Tampoco parece probable en los próximos años un escenario caracterizado por un fuerte crecimiento de la demanda que alimente la creación de empleo en estas industrias. La generalizada atonía de la actividad inversora, la fragilidad del sistema bancario, las rivalidades proteccionistas, las tensiones monetarias, la creciente desigualdad en la distribución de la renta y la riqueza, las políticas de ajuste presupuestario y de contención salarial, los elevados niveles de deuda pública y privada y el deterioro de las clases medias; todos estos factores apuntan más bien a un panorama inestable, incierto y sombrío, caracterizado por un leve e insuficiente crecimiento de la demanda, con el consiguiente efecto adverso sobre la dinámica ocupacional.

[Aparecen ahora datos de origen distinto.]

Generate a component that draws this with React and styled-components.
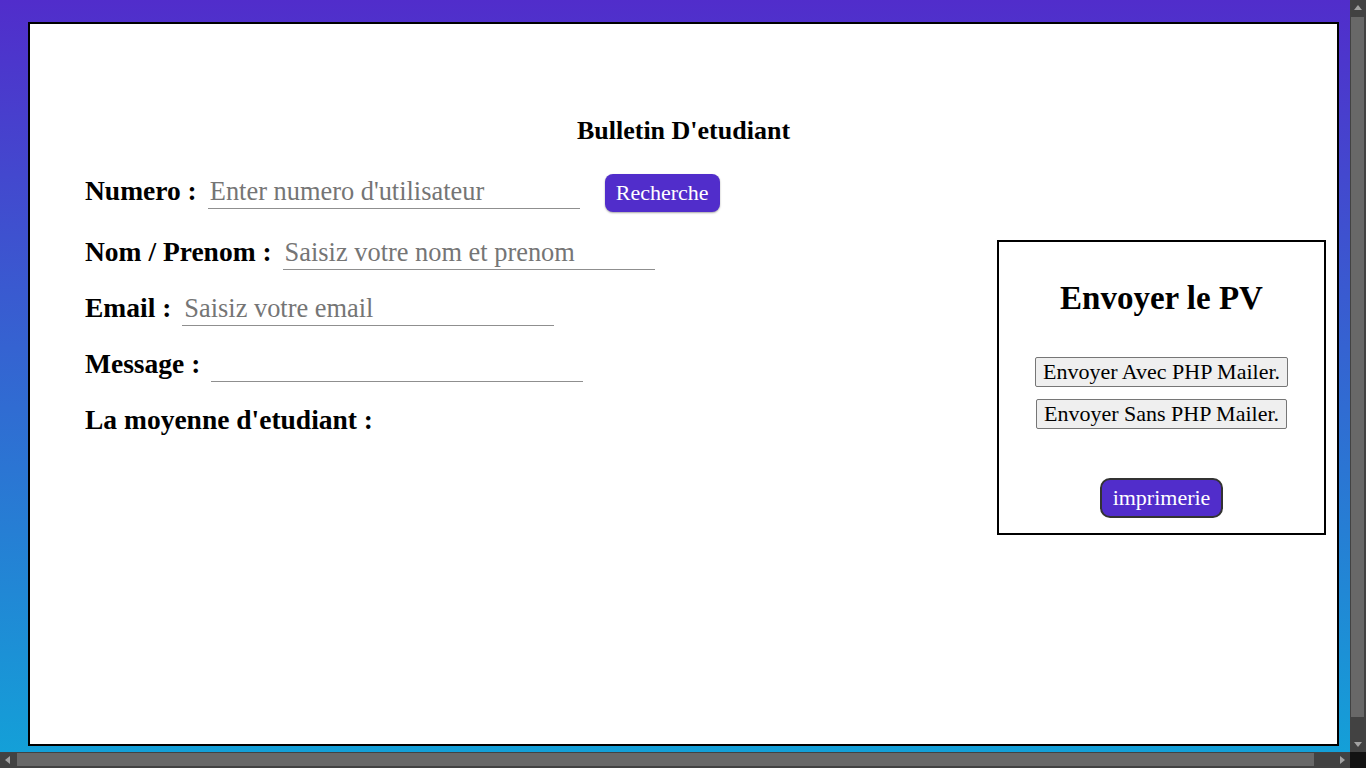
import React from "react";
import styled, { createGlobalStyle } from "styled-components";

const GlobalStyle = createGlobalStyle`
  body {
    margin: 0;
    color: #000;
    font-family: "Liberation Serif", "Times New Roman", serif;
    overflow: hidden;
  }
  * {
    box-sizing: border-box;
  }
`;

const Arrow = ({ dir }) => {
  const points = {
    up: "4,10 8,5 12,10",
    down: "4,6 8,11 12,6",
    left: "10,4 5,8 10,12",
    right: "6,4 11,8 6,12",
  };
  return (
    <svg width="16" height="16" viewBox="0 0 16 16">
      <polygon points={points[dir]} fill="#a3a3a3" />
    </svg>
  );
};

const App = () => {
  return (
    <Frame>
      <GlobalStyle />
      <Viewport>
        <Page>
          <Card>
            <Title>Bulletin D'etudiant</Title>
            <Body>
              <Form>
                <Row first>
                  <Label>Numero :</Label>
                  <Input type="text" placeholder="Enter numero d'utilisateur" />
                  <PurpleButton small>Recherche</PurpleButton>
                </Row>
                <Row>
                  <Label>Nom / Prenom :</Label>
                  <Input type="text" placeholder="Saisiz votre nom et prenom" />
                </Row>
                <Row>
                  <Label>Email :</Label>
                  <Input type="email" placeholder="Saisiz votre email" />
                </Row>
                <Row>
                  <Label>Message :</Label>
                  <Input type="text" />
                </Row>
                <Row>
                  <Label>La moyenne d'etudiant :</Label>
                </Row>
              </Form>
              <Panel>
                <PanelTitle>Envoyer le PV</PanelTitle>
                <GreyButton>Envoyer Avec PHP Mailer.</GreyButton>
                <GreyButton>Envoyer Sans PHP Mailer.</GreyButton>
                <PurpleButton>imprimerie</PurpleButton>
              </Panel>
            </Body>
          </Card>
        </Page>
      </Viewport>
      <ScrollBar vertical>
        <Arrow dir="up" />
        <Track vertical>
          <Thumb vertical />
        </Track>
        <Arrow dir="down" />
      </ScrollBar>
      <ScrollBar>
        <Arrow dir="left" />
        <Track>
          <Thumb />
        </Track>
        <Arrow dir="right" />
      </ScrollBar>
      <Corner />
    </Frame>
  );
};

export default App;

const Frame = styled.div`
  width: 1366px;
  height: 768px;
  display: grid;
  grid-template-columns: 1350px 16px;
  grid-template-rows: 752px 16px;
  overflow: hidden;
`;

const Viewport = styled.div`
  overflow: hidden;
`;

const ScrollBar = styled.div`
  display: flex;
  flex-direction: ${(p) => (p.vertical ? "column" : "row")};
  background: #424242;
`;

const Track = styled.div`
  flex: 1;
  display: flex;
  flex-direction: ${(p) => (p.vertical ? "column" : "row")};
  padding: ${(p) => (p.vertical ? "1px 2px 19px 1px" : "1px 20px 2px 1px")};
`;

const Thumb = styled.div`
  flex: 1;
  background: #686868;
`;

const Corner = styled.div`
  background: #121212;
`;

const Page = styled.div`
  width: 1371px;
  height: 774px;
  padding: 22px 32px 28px 28px;
  background: linear-gradient(to bottom, #512dcb 0%, #3563d1 45%, #12a3d8 100%);
`;

const Card = styled.div`
  height: 100%;
  border: 2px solid #000;
  background: #fff;
  padding-top: 92px;
  display: flex;
  flex-direction: column;
`;

const Title = styled.h3`
  margin: 0;
  text-align: center;
  font-size: 26px;
  font-weight: bold;
`;

const Body = styled.div`
  display: flex;
  justify-content: space-between;
  align-items: flex-start;
  padding: 28px 11px 0 55px;
`;

const Form = styled.form`
  display: flex;
  flex-direction: column;
  gap: 22px;
`;

const Row = styled.div`
  display: flex;
  align-items: baseline;
  margin-bottom: ${(p) => (p.first ? "2px" : "0")};
`;

const Label = styled.label`
  font-size: 27.5px;
  font-weight: bold;
  margin-right: 11px;
`;

const Input = styled.input`
  width: 372px;
  font-family: "Liberation Serif", "Times New Roman", serif;
  font-size: 26.4px;
  padding: 1px 2px;
  border: none;
  border-bottom: 1px solid #8f8f8f;
  background: transparent;
  outline: none;
  color: #000;

  &::placeholder {
    color: #757575;
  }
`;

const PurpleButton = styled.button`
  font-family: "Liberation Serif", "Times New Roman", serif;
  font-size: 22px;
  color: #fff;
  background: #512dcb;
  border: ${(p) => (p.small ? "none" : "2px solid #333")};
  border-radius: ${(p) => (p.small ? "8px" : "10px")};
  padding: ${(p) => (p.small ? "6px 11px" : "5px 11px")};
  margin-left: ${(p) => (p.small ? "25px" : "0")};
  margin-top: ${(p) => (p.small ? "0" : "37px")};
  box-shadow: ${(p) => (p.small ? "0 1px 2px rgba(0,0,0,0.35)" : "none")};
  cursor: pointer;
`;

const Panel = styled.div`
  margin-top: 66px;
  width: 329px;
  height: 295px;
  border: 2px solid #000;
  display: flex;
  flex-direction: column;
  align-items: center;
`;

const PanelTitle = styled.h1`
  font-size: 33px;
  margin: 38px 0 40px;
`;

const GreyButton = styled.button`
  font-family: "Liberation Serif", "Times New Roman", serif;
  font-size: 22px;
  padding: 1px 7px;
  margin-bottom: 12px;
  color: #000;
  background: #efefef;
  border: 1px solid #767676;
  border-radius: 2px;
`;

En los países del sur de Europa desde que comenzó la crisis se han destruido millones de empleos en la industria manufacturera, y sólo se han recuperado una pequeña parte de los mismos, a pesar del crecimiento de la producción y del aumento de las exportaciones; adicionalmente, la brecha tecnológica con los países del norte se ha hecho más pronunciada. Urge, por lo tanto, poner en el eje mismo de la política económica la creación de empleo decente y, en estrecha relación con ello, la profunda reestructuración de la producción manufacturera. Es frecuente interpretar este desafío en clave de modernización tecnológica. Sin restar un ápice de importancia y de complejidad a este asunto, nada justifica, como acabamos de ver, el optimismo con el que la economía convencional pretende zanjar el debate. La creación de empleo, suficiente y de calidad, no se resuelve apelando a las nuevas tecnologías, cuya aplicación lleva, por lo demás, la impronta del poder y que colisiona, no lo olvidemos, con los límites físicos del planeta en recursos naturales y energía.